None of these programs require the fishermen to become poorer. That is the critical design feature. Past conservation approaches that relied on bans and enforcement without economic alternatives failed precisely because they asked communities to absorb the cost of species preservation. The new generation of programs asks a different question: what if conservation made people richer?

What Remains Unresolved

These programs work. The data shows it. But they remain small relative to the scale of the problem.

Tanjung Luar has 61 licensed shark longline vessels. Two have been bought out. Project Hiu prevents dozens of trips per year, not hundreds. The Alor program enrolled nine fishers. Indonesia's shark fishery is measured in hundreds of thousands of tonnes annually across thousands of boats and hundreds of ports.
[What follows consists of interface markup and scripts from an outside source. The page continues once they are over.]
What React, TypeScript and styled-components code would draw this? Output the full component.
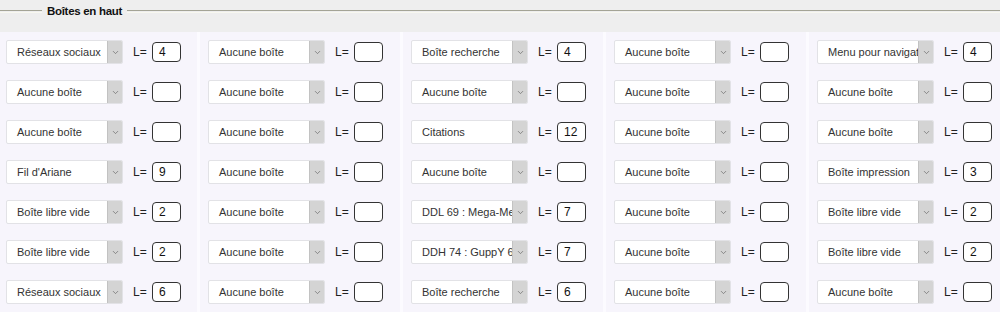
import React, { FC } from 'react'
import styled, { createGlobalStyle } from 'styled-components'
import { ChevronDown } from 'lucide-react'

const GlobalStyle = createGlobalStyle`
    html, body {
        margin: 0;
        padding: 0;
        background: #f7f5fc;
        font-family: "Liberation Sans", Arial, sans-serif;
    }
`

const Panel = styled.section`
    width: 1000px;
    height: 312px;
    overflow: hidden;
`
const Header = styled.div`
    height: 32px;
    background: #eeeeee;
    display: flex;
    align-items: flex-start;
    padding-top: 4px;
    box-sizing: border-box;
`
const Rule = styled.span<{ grow?: boolean }>`
    flex: ${(p) => (p.grow ? '1' : '0 0 42px')};
    height: 1px;
    margin-top: 6px;
    border-top: 1px solid #a4a496;
    border-bottom: 1px solid #f8f8f0;
`
const Legend = styled.span`
    padding: 0 5px;
    font-size: 11.5px;
    font-weight: bold;
    letter-spacing: -0.3px;
    line-height: 14px;
    color: #111;
`
const Grid = styled.div`
    display: grid;
    grid-template-columns: 200px repeat(4, 203px);
`
const Column = styled.div<{ first?: boolean }>`
    display: flex;
    flex-direction: column;
    gap: 16px;
    padding: 8px 0 0 ${(p) => (p.first ? '6px' : '8px')};
    background: #f7f5fc;
    border-right: 3px solid #fcfbff;
    height: 280px;
`
const Row = styled.div`
    display: flex;
    align-items: center;
    height: 24px;
`
const SelectBox = styled.div`
    position: relative;
    width: 117px;
    height: 24px;
    box-sizing: border-box;
    background: #fff;
    border: 1px solid #e2e2e6;
    border-radius: 2px;
    font-size: 11px;
    color: #333;
    display: flex;
    align-items: center;
    overflow: hidden;
`
const SelectText = styled.span`
    padding-left: 10px;
    width: 95px;
    white-space: nowrap;
    overflow: hidden;
`
const Arrow = styled.span`
    position: absolute;
    right: 0;
    top: 0;
    bottom: 0;
    width: 14px;
    background: #d4d4d4;
    border-left: 1px solid #c2c2c2;
    display: flex;
    align-items: center;
    justify-content: center;
    color: #6f6f6f;
`
const Label = styled.span`
    margin-left: 10px;
    font-size: 12px;
    color: #222;
    width: 19px;
`
const LengthInput = styled.div`
    width: 29px;
    height: 20px;
    box-sizing: border-box;
    border: 1px solid #333;
    border-radius: 4px;
    background: #fff;
    font-size: 12px;
    line-height: 18px;
    padding-left: 6px;
    color: #111;
`

type Slot = [string, string?]

const NONE: Slot = ['Aucune boîte']

const columns: Slot[][] = [
    [
        ['Réseaux sociaux', '4'],
        NONE,
        NONE,
        ["Fil d'Ariane", '9'],
        ['Boîte libre vide', '2'],
        ['Boîte libre vide', '2'],
        ['Réseaux sociaux', '6'],
    ],
    [NONE, NONE, NONE, NONE, NONE, NONE, NONE],
    [
        ['Boîte recherche', '4'],
        NONE,
        ['Citations', '12'],
        NONE,
        ['DDL 69 : Mega-Menu', '7'],
        ['DDH 74 : GuppY 6', '7'],
        ['Boîte recherche', '6'],
    ],
    [NONE, NONE, NONE, NONE, NONE, NONE, NONE],
    [
        ['Menu pour navigation', '4'],
        NONE,
        NONE,
        ['Boîte impression', '3'],
        ['Boîte libre vide', '2'],
        ['Boîte libre vide', '2'],
        NONE,
    ],
]

const BoxRow: FC<{ slot: Slot }> = ({ slot }) => (
    <Row>
        <SelectBox>
            <SelectText>{slot[0]}</SelectText>
            <Arrow>
                <ChevronDown size={9} strokeWidth={2} />
            </Arrow>
        </SelectBox>
        <Label>L=</Label>
        <LengthInput>{slot[1] ?? ''}</LengthInput>
    </Row>
)

const App: FC = () => (
    <Panel>
        <GlobalStyle />
        <Header>
            <Rule />
            <Legend>Boîtes en haut</Legend>
            <Rule grow />
        </Header>
        <Grid>
            {columns.map((col, i) => (
                <Column key={i} first={i === 0}>
                    {col.map((slot, j) => (
                        <BoxRow key={j} slot={slot} />
                    ))}
                </Column>
            ))}
        </Grid>
    </Panel>
)

export default App
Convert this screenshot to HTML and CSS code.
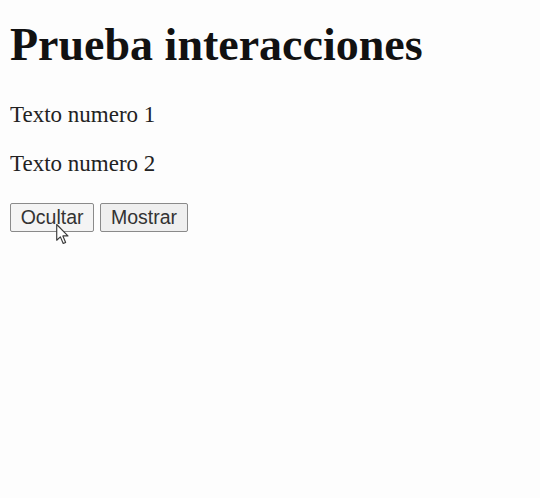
FILE: index.html
```html
<!DOCTYPE html>
<html lang="es">
<head>
<meta charset="utf-8">
<title>Prueba interacciones</title>
<link rel="stylesheet" href="styles.css">
</head>
<body>
<h1 class="title">Prueba interacciones</h1>
<p class="text">Texto numero 1</p>
<p class="text">Texto numero 2</p>
<div class="actions">
  <button class="btn btn-light" type="button">Ocultar</button>
  <button class="btn" type="button">Mostrar</button>
  <svg class="cursor" width="14" height="22" viewBox="0 0 13 21" aria-hidden="true">
    <path d="M0.5 0.5 L0.5 15.5 L4 12.3 L6.7 18.6 L9 17.6 L6.4 11.4 L11.2 11.4 Z" fill="#ffffff" stroke="#3a3a3a" stroke-width="1.1" stroke-linejoin="round"/>
  </svg>
</div>
</body>
</html>
```

FILE: styles.css
```css
html {
  background: #fdfdfd;
}

body {
  margin: 0 10px 10px;
  font-family: "Liberation Serif", "Times New Roman", serif;
  font-size: 23px;
  color: #222;
}

.title {
  font-size: 46px;
  font-weight: bold;
  margin: 18px 0 30.8px;
  color: #111;
}

.text {
  margin: 23px 0;
}

.actions {
  position: relative;
  margin-top: 26px;
  padding-bottom: 24px;
  display: flex;
  align-items: flex-start;
  gap: 6px;
}

.btn {
  font-family: "Liberation Sans", Arial, sans-serif;
  font-size: 19.5px;
  color: #333;
  background: #efefef;
  border: 1px solid #8a8a8a;
  border-radius: 2px;
  padding: 2.3px 9.7px;
  margin: 0;
  line-height: normal;
}

.btn-light {
  background: #f4f4f4;
}

.cursor {
  position: absolute;
  left: 46px;
  top: 21px;
  width: 14px;
  height: 22px;
  display: block;
  z-index: 2;
}
```
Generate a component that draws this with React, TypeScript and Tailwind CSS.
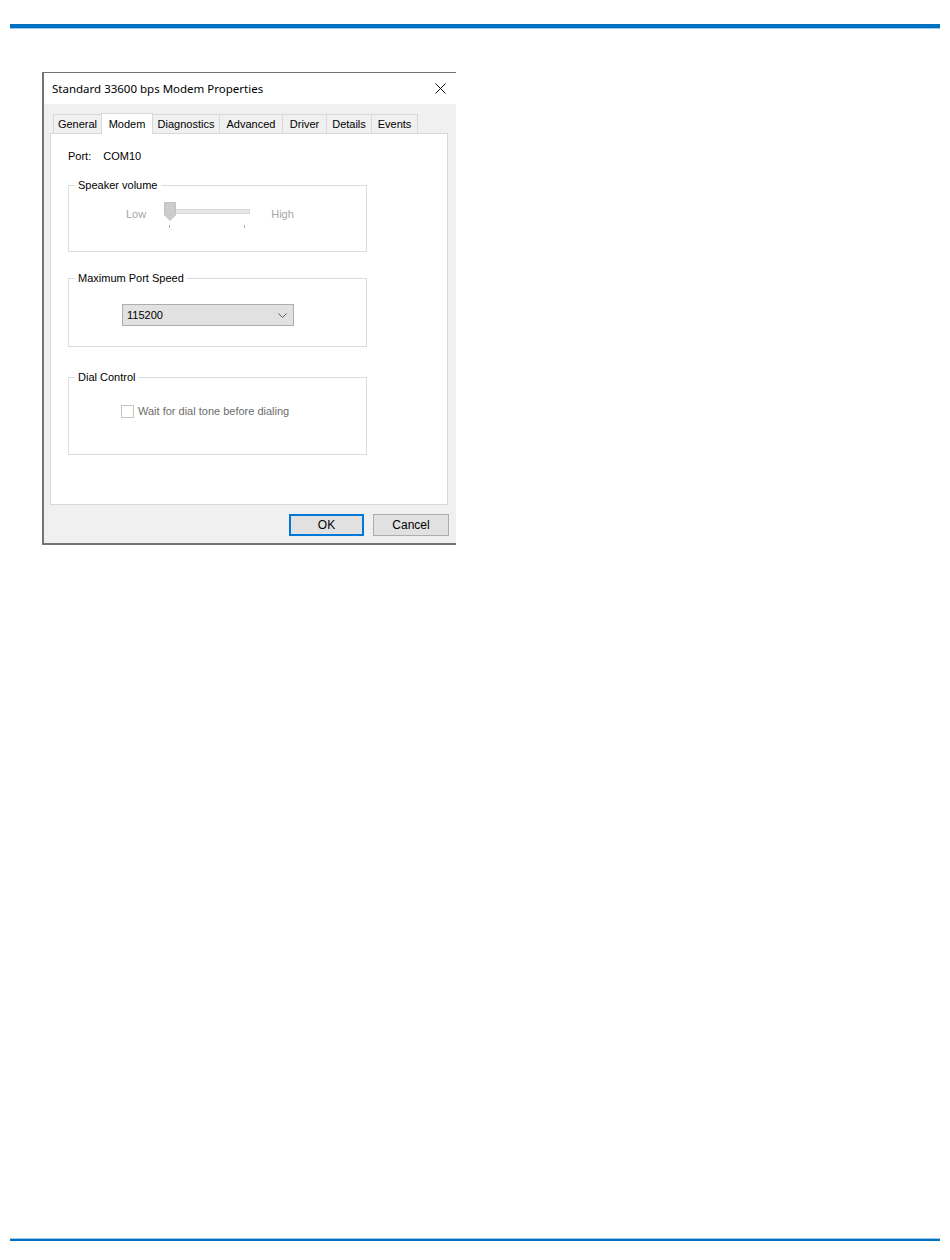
import React from "react";

const tabs = [
    { name: "General", w: 49 },
    { name: "Modem", w: 52 },
    { name: "Diagnostics", w: 68 },
    { name: "Advanced", w: 64 },
    { name: "Driver", w: 45 },
    { name: "Details", w: 46 },
    { name: "Events", w: 47 },
];

const GroupBox = (props: { title: string; className: string; children?: React.ReactNode }) => (
    <fieldset className={`border border-[#dcdcdc] ${props.className}`}>
        <legend className="ml-[6px] px-[3px] text-[11px] leading-[14px] text-black">{props.title}</legend>
        {props.children}
    </fieldset>
);

const Slider = () => (
    <svg width="90" height="26" viewBox="0 0 90 26">
        <rect x="0.5" y="7.5" width="85" height="4" fill="#e7e7e7" stroke="#d6d6d6" />
        <path d="M0.5 0.5 H11.5 V13 L6 18.5 L0.5 13 Z" fill="#cccccc" stroke="#c2c2c2" />
        <rect x="5" y="23" width="1" height="3" fill="#a8a8a8" />
        <rect x="80" y="23" width="1" height="3" fill="#a8a8a8" />
    </svg>
);

export default function App() {
    return (
        <div className="w-[950px] h-[1260px] bg-white flex flex-col font-['Liberation_Sans',Arial,sans-serif] text-[11px]">
            <div className="mt-[24px] mx-[10px]">
                <div className="h-[4px] bg-[#0070c0]" />
                <div className="h-[1px] bg-[#9cc8ea]" />
            </div>

            {/* dialog */}
            <div className="ml-[42px] mt-[43px] w-[414px] border-l-2 border-t border-b-2 border-[#737373] bg-[#f0f0f0]">
                <div className="h-[31px] bg-white flex items-center justify-between pl-[8px] pr-[10px]">
                    <span className="font-['Noto_Sans',sans-serif] text-[11.5px] text-black">Standard 33600 bps Modem Properties</span>
                    <svg width="11" height="11" viewBox="0 0 11 11">
                        <path d="M0.5 0.5 L10.5 10.5 M10.5 0.5 L0.5 10.5" stroke="#111" strokeWidth="1" />
                    </svg>
                </div>

                <div className="pl-[6px] pt-[8px]">
                    {/* tab strip */}
                    <div className="flex items-end h-[21px] pl-[3px]">
                        {tabs.map((t) => (
                            t.name === "Modem" ? (
                                <div key={t.name} style={{ width: t.w }} className="relative z-10 -mb-px -ml-px h-[21px] bg-white border border-b-0 border-[#d9d9d9] flex justify-center pt-[2px] text-black">{t.name}</div>
                            ) : (
                                <div key={t.name} style={{ width: t.w }} className="h-[19px] bg-[#f0f0f0] border border-b-0 border-[#d9d9d9] -ml-px first:ml-0 flex items-center justify-center text-black">{t.name}</div>
                            )
                        ))}
                    </div>

                    {/* panel */}
                    <div className="w-[398px] h-[372px] bg-white border border-[#d9d9d9] pt-[15px] pl-[17px]">
                        <div className="flex gap-[12px] leading-[14px] text-black">
                            <span>Port:</span>
                            <span>COM10</span>
                        </div>

                        <GroupBox title="Speaker volume" className="mt-[15px] w-[299px] h-[74px]">
                            <div className="flex items-start mt-[10px] ml-[57px]">
                                <span className="text-[#a6a6a6] mt-[5px] leading-[14px]">Low</span>
                                <div className="ml-[18px]"><Slider /></div>
                                <span className="text-[#a6a6a6] mt-[5px] ml-[17px] leading-[14px]">High</span>
                            </div>
                        </GroupBox>

                        <GroupBox title="Maximum Port Speed" className="mt-[19px] w-[299px] h-[76px]">
                            <div className="ml-[53px] mt-[19px] w-[172px] h-[22px] bg-[#e1e1e1] border border-[#adadad] flex items-center justify-between pl-[4px] pr-[6px] text-black">
                                <span>115200</span>
                                <svg width="9" height="5" viewBox="0 0 9 5">
                                    <path d="M0.5 0.5 L4.5 4.5 L8.5 0.5" fill="none" stroke="#555" strokeWidth="1" />
                                </svg>
                            </div>
                        </GroupBox>

                        <GroupBox title="Dial Control" className="mt-[23px] w-[299px] h-[85px]">
                            <div className="ml-[52px] mt-[19px] flex items-center gap-[4px]">
                                <div className="w-[13px] h-[13px] bg-white border border-[#c4c4c4]" />
                                <span className="text-[#6d6d6d]">Wait for dial tone before dialing</span>
                            </div>
                        </GroupBox>
                    </div>

                    {/* buttons */}
                    <div className="flex justify-end gap-[9px] pr-[7px] mt-[9px] pb-[7px]">
                        <button className="w-[75px] h-[22px] bg-[#e1e1e1] border-2 border-[#0078d7] text-black text-[12px]">OK</button>
                        <button className="w-[76px] h-[22px] bg-[#e1e1e1] border border-[#adadad] text-black text-[12px]">Cancel</button>
                    </div>
                </div>
            </div>

            <div className="mt-auto mb-[19px] mx-[10px]">
                <div className="h-[1px] bg-[#9cc8ea]" />
                <div className="h-[2px] bg-[#0070c0]" />
            </div>
        </div>
    );
}
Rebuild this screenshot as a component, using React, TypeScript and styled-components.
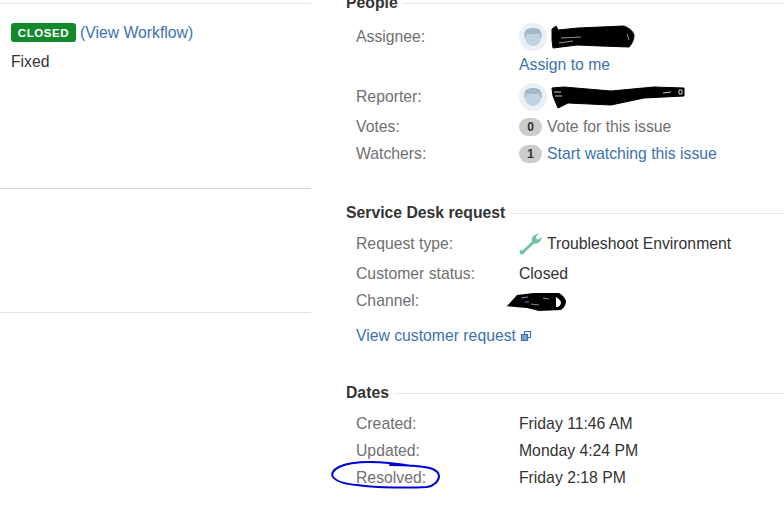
import React from 'react';
import styled, { createGlobalStyle } from 'styled-components';

const GlobalStyle = createGlobalStyle`
  html, body {
    margin: 0;
    padding: 0;
    background: #fff;
    overflow: hidden;
  }
  body {
    font-family: "Liberation Sans", Arial, sans-serif;
    font-size: 15.75px;
    color: #333;
  }
`;

const Page = styled.div`
  display: flex;
  width: 784px;
  height: 524px;
  overflow: hidden;
`;

const LeftColumn = styled.div`
  width: 311px;
  flex-shrink: 0;
  padding-top: 3px;
`;

const Rule = styled.div<{ $color: string; $top?: number }>`
  height: 1px;
  background: ${(p) => p.$color};
  margin-top: ${(p) => p.$top ?? 0}px;
`;

const StatusRow = styled.div`
  display: flex;
  align-items: center;
  gap: 4px;
  height: 19px;
  margin: 19px 0 0 11px;
`;

const Lozenge = styled.span`
  display: flex;
  align-items: center;
  justify-content: center;
  width: 65px;
  height: 19px;
  border-radius: 3px;
  background: #14892c;
  color: #fff;
  font-size: 11.5px;
  font-weight: 700;
  letter-spacing: 0.6px;
`;

const Link = styled.a`
  color: #3b73af;
  text-decoration: none;
`;

const Resolution = styled.div`
  margin: 11px 0 0 11px;
  line-height: 18px;
`;

const RightColumn = styled.div`
  flex: 1;
  padding-left: 35px;
  margin-top: -7px;
`;

const Section = styled.section<{ $top?: number }>`
  margin-top: ${(p) => p.$top ?? 0}px;
`;

const Heading = styled.h3<{ $below: number }>`
  display: flex;
  align-items: center;
  gap: 6px;
  height: 20px;
  margin: 0 0 ${(p) => p.$below}px;
  font-size: 15.75px;
  font-weight: 700;
  color: #333;
  &::after {
    content: '';
    flex: 1;
    height: 1px;
    background: #e5e5e5;
  }
`;

const Row = styled.div<{ $h: number }>`
  position: relative;
  display: flex;
  align-items: center;
  height: ${(p) => p.$h}px;
  padding-left: 10px;
`;

const Label = styled.div`
  width: 163px;
  flex-shrink: 0;
  color: #707070;
`;

const Value = styled.div`
  display: flex;
  align-items: center;
  white-space: nowrap;
`;

const Muted = styled.span`
  color: #707070;
`;

const Badge = styled.span`
  display: flex;
  align-items: center;
  justify-content: center;
  width: 23px;
  height: 18px;
  margin-right: 5px;
  border-radius: 9px;
  background: #ccc;
  color: #333;
  font-size: 12px;
  font-weight: 700;
`;

const AvatarIcon = styled.svg`
  width: 28px;
  height: 28px;
  flex-shrink: 0;
  margin-right: 4px;
`;

const WrenchIcon = styled.svg`
  width: 23px;
  height: 22px;
  margin-right: 5px;
`;

const Scribble = styled.svg`
  display: block;
  flex-shrink: 0;
  overflow: visible;
`;

const ChannelScribble = styled(Scribble)`
  margin-left: -12px;
`;

const ViewRequest = styled(Row)`
  margin-top: 11px;
`;

const ExternalIcon = styled.svg`
  width: 12px;
  height: 12px;
  margin-left: 4px;
`;

const Circled = styled.svg`
  position: absolute;
  left: -15px;
  top: -2px;
  overflow: visible;
  pointer-events: none;
`;

function Avatar() {
  return (
    <AvatarIcon viewBox="0 0 28 28">
      <circle cx="14" cy="14" r="14" fill="#e9f0f8" />
      <path d="M5.500 11c0-4 3.500-6 8.500-6s8.500 2 8.500 6v3c0 4-4 9-8.500 9s-8.500-5-8.500-9z" fill="#c1d2e0" />
      <path d="M5.500 11c0-4 3.500-6 8.500-6s8.500 2 8.500 6v3.500l-1.500-.500-.5-3.500c-3.500.8-9.500.8-13 0l-.5 3.500-1.500.500z" fill="#a6b9c9" />
    </AvatarIcon>
  );
}

export default function App() {
  return (
    <Page>
      <GlobalStyle />
      <LeftColumn>
        <Rule $color="#e5e5e5" />
        <StatusRow>
          <Lozenge>CLOSED</Lozenge>
          <Link>(View Workflow)</Link>
        </StatusRow>
        <Resolution>Fixed</Resolution>
        <Rule $color="#cfcfcf" $top={117} />
        <Rule $color="#e2e2e2" $top={123} />
      </LeftColumn>
      <RightColumn>
        <Section>
          <Heading $below={10}>People</Heading>
          <Row $h={28}>
            <Label>Assignee:</Label>
            <Value>
              <Avatar />
              <Scribble width="84" height="24" viewBox="0 0 84 24">
                <path d="M1 4L5 1l2 4 20-2 46-2c5 2 9 5 10 9 0 5-2 9-5 12l-28-1-24-1-24 3-1-8z" fill="#000" stroke="#000" strokeWidth="1" strokeLinejoin="round" />
                <path d="M10 13l20-1M8 18l14-2M76 9l2 6" stroke="#fff" strokeWidth="0.6" fill="none" />
              </Scribble>
            </Value>
          </Row>
          <Row $h={28}>
            <Label />
            <Link>Assign to me</Link>
          </Row>
          <Row $h={36}>
            <Label>Reporter:</Label>
            <Value>
              <Avatar />
              <Scribble width="134" height="24" viewBox="0 0 134 24">
                <path d="M1 3l12-1 47 4 43-4 30 1v8l-40 2-33 7-43-2-10 5-5-12z" fill="#000" stroke="#000" strokeWidth="1" strokeLinejoin="round" />
                <path d="M3 7h7M4 11h7M128 5h3v4h-3zM112 8l8-1" stroke="#fff" strokeWidth="0.8" fill="none" />
              </Scribble>
            </Value>
          </Row>
          <Row $h={24}>
            <Label>Votes:</Label>
            <Value>
              <Badge>0</Badge>
              <Muted>Vote for this issue</Muted>
            </Value>
          </Row>
          <Row $h={30}>
            <Label>Watchers:</Label>
            <Value>
              <Badge>1</Badge>
              <Link>Start watching this issue</Link>
            </Value>
          </Row>
        </Section>
        <Section $top={34}>
          <Heading $below={6}>Service Desk request</Heading>
          <Row $h={30}>
            <Label>Request type:</Label>
            <Value>
              <WrenchIcon viewBox="0 0 23 22">
                <path d="M1.500 21.500L0.500 17 3.500 17.500 13 8.500C12 5 14.500 1 20 0.500L16.800 3.800 17.500 6 20 6.500 22.500 3.500C23 8 19 11.500 15 10.500L5.500 19.500 5 21z" fill="#6fc3a0" />
              </WrenchIcon>
              Troubleshoot Environment
            </Value>
          </Row>
          <Row $h={30}>
            <Label>Customer status:</Label>
            <Value>Closed</Value>
          </Row>
          <Row $h={24}>
            <Label>Channel:</Label>
            <Value>
              <ChannelScribble width="60" height="20" viewBox="0 0 60 20">
                <path d="M0 15L10 4l16-2 26 0c4 2 6 5 7 8 0 3-1 6-5 9l-22 1-12-3-12-1-10-1z" fill="#000" />
                <path d="M49 6c2 1 4 3 5 5 0 2-1 4-3 5l-2 0z" fill="#fff" />
                <path d="M14 7l7-1M24 13l8 1M36 7l6 1M18 11l4 0" stroke="#9bb8d8" strokeWidth="0.8" fill="none" />
              </ChannelScribble>
            </Value>
          </Row>
          <ViewRequest $h={24}>
            <Link>View customer request</Link>
            <ExternalIcon viewBox="0 0 12 12">
              <path d="M4.500 1.500h6v6h-6z" fill="none" stroke="#3b73af" strokeWidth="1.200" />
              <path d="M1.500 4.500h6v6h-6z" fill="#7fa3ca" stroke="#3b73af" strokeWidth="1.200" />
            </ExternalIcon>
          </ViewRequest>
        </Section>
        <Section $top={35}>
          <Heading $below={7}>Dates</Heading>
          <Row $h={27}>
            <Label>Created:</Label>
            <Value>Friday 11:46 AM</Value>
          </Row>
          <Row $h={27}>
            <Label>Updated:</Label>
            <Value>Monday 4:24 PM</Value>
          </Row>
          <Row $h={27}>
            <Label>Resolved:</Label>
            <Value>Friday 2:18 PM</Value>
            <Circled width="110" height="30" viewBox="0 0 110 30">
              <path
                d="M81 4C62 1 54 0 39 0 26 0 14 2 8 5 2 8 0 12 2 15c3 4 12 7 24 8 22 3 54 3 70 2 7-1 12-6 12-11 0-4-3-6-9-8-9-2-25-3-40-3"
                fill="none"
                stroke="#0000d4"
                strokeWidth="2"
                strokeLinecap="round"
              />
            </Circled>
          </Row>
        </Section>
      </RightColumn>
    </Page>
  );
}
Scaling any of these programs faces the same constraints: funding, community trust, alternative income infrastructure, and the patience to let transitions take root. A fisherman who switches to tourism needs tourists — and Tanjung Luar is not yet a well-known tourist destination. A buyout program needs sustained funding that outlasts grant cycles. A livelihood transition needs to survive the first year when income dips before it climbs.

Small interventions in marine ecosystems can cascade into large outcomes. The same may be true for small interventions in fishing communities. Two boats retired. Nine fishers retrained. Forty-five trips diverted. Each number is modest. Each number is also a proof that the question — what happens when you pay shark fishermen to stop? — has an answer.

The answer is: some of them stop. And the ocean notices.